Given information
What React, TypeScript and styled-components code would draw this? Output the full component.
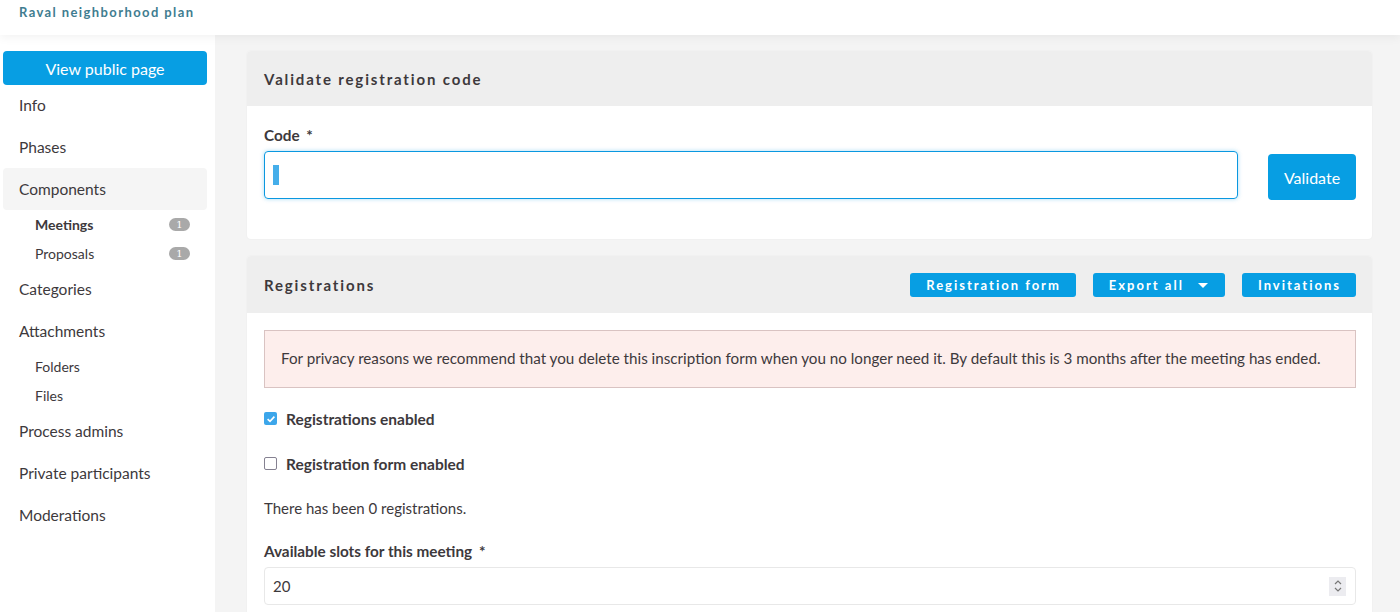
import React from 'react'
import styled, { createGlobalStyle } from 'styled-components'

const GlobalStyle = createGlobalStyle`
  html, body {
    margin: 0;
    padding: 0;
    background: #f4f4f4;
    font-family: "Lato", "Open Sans", sans-serif;
    color: #3d393c;
  }
  * { box-sizing: border-box; }
`

const primary = '#079ee3'

type NavItem = {
  label: string
  active?: boolean
  children?: { label: string; badge?: number; bold?: boolean }[]
}

const nav: NavItem[] = [
  { label: 'Info' },
  { label: 'Phases' },
  {
    label: 'Components',
    active: true,
    children: [
      { label: 'Meetings', badge: 1, bold: true },
      { label: 'Proposals', badge: 1 },
    ],
  },
  { label: 'Categories' },
  { label: 'Attachments', children: [{ label: 'Folders' }, { label: 'Files' }] },
  { label: 'Process admins' },
  { label: 'Private participants' },
  { label: 'Moderations' },
]

const App = () => {
  return (
    <>
      <GlobalStyle />
      <Page>
        <TopBar>
          <ProcessTitle>Raval neighborhood plan</ProcessTitle>
        </TopBar>
        <Body>
          <Sidebar>
            <PublicButton>View public page</PublicButton>
            <NavList>
              {nav.map((item) => (
                <li key={item.label}>
                  <NavLink $active={item.active}>{item.label}</NavLink>
                  {item.children && (
                    <SubList>
                      {item.children.map((c) => (
                        <SubLink key={c.label} $bold={c.bold}>
                          <span>{c.label}</span>
                          {c.badge !== undefined && <Badge>{c.badge}</Badge>}
                        </SubLink>
                      ))}
                    </SubList>
                  )}
                </li>
              ))}
            </NavList>
          </Sidebar>

          <Main>
            <Card>
              <CardHeader>
                <CardTitle>Validate registration code</CardTitle>
              </CardHeader>
              <CardBody>
                <FieldLabel>
                  Code <Required>*</Required>
                </FieldLabel>
                <CodeRow>
                  <FocusField>
                    <Caret />
                    <PlainInput type="text" />
                  </FocusField>
                  <ValidateButton>Validate</ValidateButton>
                </CodeRow>
              </CardBody>
            </Card>

            <Card>
              <CardHeader>
                <CardTitle>Registrations</CardTitle>
                <HeaderActions>
                  <SmallButton>Registration form</SmallButton>
                  <SmallButton>
                    Export all
                    <CaretDown />
                  </SmallButton>
                  <SmallButton>Invitations</SmallButton>
                </HeaderActions>
              </CardHeader>
              <CardBody>
                <Callout>
                  For privacy reasons we recommend that you delete this inscription form when you no longer need it. By
                  default this is 3 months after the meeting has ended.
                </Callout>
                <CheckRow>
                  <Box $checked>
                    <svg width="10" height="10" viewBox="0 0 10 10">
                      <path d="M1.6 5.2 L4 7.4 L8.4 2.6" fill="none" stroke="#fff" strokeWidth="1.6" />
                    </svg>
                  </Box>
                  Registrations enabled
                </CheckRow>
                <CheckRow>
                  <Box />
                  Registration form enabled
                </CheckRow>
                <Note>There has been 0 registrations.</Note>
                <FieldLabel>
                  Available slots for this meeting <Required>*</Required>
                </FieldLabel>
                <NumberField>
                  <PlainInput type="text" defaultValue="20" />
                  <Spinner>
                    <svg width="10" height="16" viewBox="0 0 10 16">
                      <path d="M2 6 L5 3 L8 6 M2 10 L5 13 L8 10" fill="none" stroke="#777" strokeWidth="1.2" />
                    </svg>
                  </Spinner>
                </NumberField>
              </CardBody>
            </Card>
          </Main>
        </Body>
      </Page>
    </>
  )
}

export default App

const Page = styled.div`
  min-height: 612px;
  display: flex;
  flex-direction: column;
`

const TopBar = styled.header`
  height: 35px;
  background: #fff;
  display: flex;
  align-items: center;
  padding-left: 19px;
  box-shadow: 0 2px 10px rgba(0, 0, 0, 0.06);
  position: relative;
  z-index: 2;
`

const ProcessTitle = styled.div`
  font-size: 13px;
  font-weight: 700;
  letter-spacing: 1.4px;
  color: #3f7d90;
  margin-top: -11px;
`

const Body = styled.div`
  flex: 1;
  display: flex;
`

const Sidebar = styled.aside`
  width: 215px;
  flex-shrink: 0;
  background: #fff;
  padding: 16px 8px 0 3px;
  min-height: 577px;
`

const PublicButton = styled.button`
  display: block;
  width: 204px;
  height: 34px;
  border: none;
  border-radius: 4px;
  background: ${primary};
  color: #fff;
  font-family: inherit;
  font-size: 16px;
  cursor: pointer;
`

const NavList = styled.ul`
  list-style: none;
  margin: -1px 0 0;
  padding: 0;
  width: 204px;
`

const NavLink = styled.a<{ $active?: boolean }>`
  display: flex;
  align-items: center;
  height: 42px;
  padding-left: 16px;
  font-size: 15.5px;
  color: #3d393c;
  border-radius: 4px;
  background: ${(p) => (p.$active ? '#f5f5f5' : 'transparent')};
`

const SubList = styled.ul`
  list-style: none;
  margin: 0;
  padding: 0;
`

const SubLink = styled.a<{ $bold?: boolean }>`
  display: flex;
  align-items: center;
  justify-content: space-between;
  height: 29px;
  padding: 0 17px 0 32px;
  font-size: 14px;
  font-weight: ${(p) => (p.$bold ? 700 : 400)};
  color: #3d393c;
`

const Badge = styled.span`
  display: inline-flex;
  align-items: center;
  justify-content: center;
  width: 21px;
  height: 13px;
  border-radius: 7px;
  background: #a9a9a9;
  color: #fff;
  font-size: 10px;
  font-weight: 400;
  font-family: "DejaVu Serif", serif;
`

const Main = styled.main`
  flex: 1;
  padding: 16px 28px 0 32px;
  display: flex;
  flex-direction: column;
  gap: 17px;
`

const Card = styled.section`
  background: #fff;
  border-radius: 4px;
  box-shadow: 0 0 2px rgba(0, 0, 0, 0.06);
  overflow: hidden;
`

const CardHeader = styled.div`
  background: #eeeeee;
  min-height: 55px;
  padding: 0 16px 0 17px;
  display: flex;
  align-items: center;
  justify-content: space-between;
`

const CardTitle = styled.h2`
  margin: 0;
  font-size: 15px;
  font-weight: 700;
  letter-spacing: 1.85px;
  color: #3d393c;
`

const HeaderActions = styled.div`
  display: flex;
  gap: 17px;
  padding: 17px 0 16px;
`

const SmallButton = styled.button`
  height: 24px;
  padding: 0 15px 0 16px;
  border: none;
  border-radius: 3px;
  background: ${primary};
  color: #fff;
  font-family: inherit;
  font-size: 13px;
  font-weight: 700;
  letter-spacing: 2px;
  display: inline-flex;
  align-items: center;
  cursor: pointer;
`

const CaretDown = styled.span`
  display: inline-block;
  margin-left: 14px;
  margin-right: 2px;
  width: 0;
  height: 0;
  border-left: 5px solid transparent;
  border-right: 5px solid transparent;
  border-top: 5px solid #fff;
`

const CardBody = styled.div`
  padding: 20px 16px 16px 17px;
`

const FieldLabel = styled.label`
  display: block;
  font-size: 15.3px;
  font-weight: 700;
  margin-bottom: 6px;
`

const Required = styled.span`
  margin-left: 3px;
`

const CodeRow = styled.div`
  display: flex;
  align-items: center;
  gap: 30px;
  padding-bottom: 23px;
`

const FocusField = styled.div`
  flex: 1;
  height: 48px;
  border: 1px solid #0a98e0;
  border-radius: 4px;
  box-shadow: 0 0 4px rgba(10, 152, 224, 0.35);
  display: flex;
  align-items: center;
  padding-left: 8px;
`

const Caret = styled.span`
  width: 6px;
  height: 20px;
  background: #45aeea;
  flex-shrink: 0;
`

const PlainInput = styled.input`
  flex: 1;
  border: none;
  outline: none;
  background: transparent;
  font-family: inherit;
  font-size: 15px;
  color: #3d393c;
  height: 100%;
  padding: 0;
`

const ValidateButton = styled.button`
  width: 88px;
  height: 46px;
  margin-top: 4px;
  border: none;
  border-radius: 4px;
  background: ${primary};
  color: #fff;
  font-family: inherit;
  font-size: 16px;
  cursor: pointer;
`

const Callout = styled.div`
  background: #fdeeec;
  border: 1px solid #d9c3c2;
  padding: 17px 16px 18px;
  font-size: 15.2px;
  line-height: 21px;
  color: #3d393c;
  margin-top: -3px;
  margin-bottom: 20px;
`

const CheckRow = styled.label`
  display: flex;
  align-items: center;
  gap: 9px;
  height: 21px;
  margin-bottom: 24px;
  font-size: 15.5px;
  font-weight: 700;
`

const Box = styled.span<{ $checked?: boolean }>`
  width: 13px;
  height: 13px;
  border-radius: 2px;
  display: inline-flex;
  align-items: center;
  justify-content: center;
  background: ${(p) => (p.$checked ? '#3ca6ea' : '#fff')};
  border: ${(p) => (p.$checked ? 'none' : '1.5px solid #858191')};
`

const Note = styled.p`
  margin: 0 0 23px;
  font-size: 15px;
  line-height: 21px;
`

const NumberField = styled.div`
  height: 38px;
  margin-top: 7px;
  border: 1px solid #e8e8e8;
  border-radius: 4px;
  display: flex;
  align-items: center;
  padding: 0 9px 0 8px;
`

const Spinner = styled.span`
  width: 17px;
  height: 19px;
  background: #ececf0;
  display: inline-flex;
  align-items: center;
  justify-content: center;
`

Instruction
Set down again, exactly, the lines of the material above from its first line to the one with "const primary = '#079ee3'", inclusive. Leave the pictures out.

Reply to the exercise
What React, TypeScript and styled-components code would draw this? Output the full component.
import React from 'react'
import styled, { createGlobalStyle } from 'styled-components'

const GlobalStyle = createGlobalStyle`
  html, body {
    margin: 0;
    padding: 0;
    background: #f4f4f4;
    font-family: "Lato", "Open Sans", sans-serif;
    color: #3d393c;
  }
  * { box-sizing: border-box; }
`

const primary = '#079ee3'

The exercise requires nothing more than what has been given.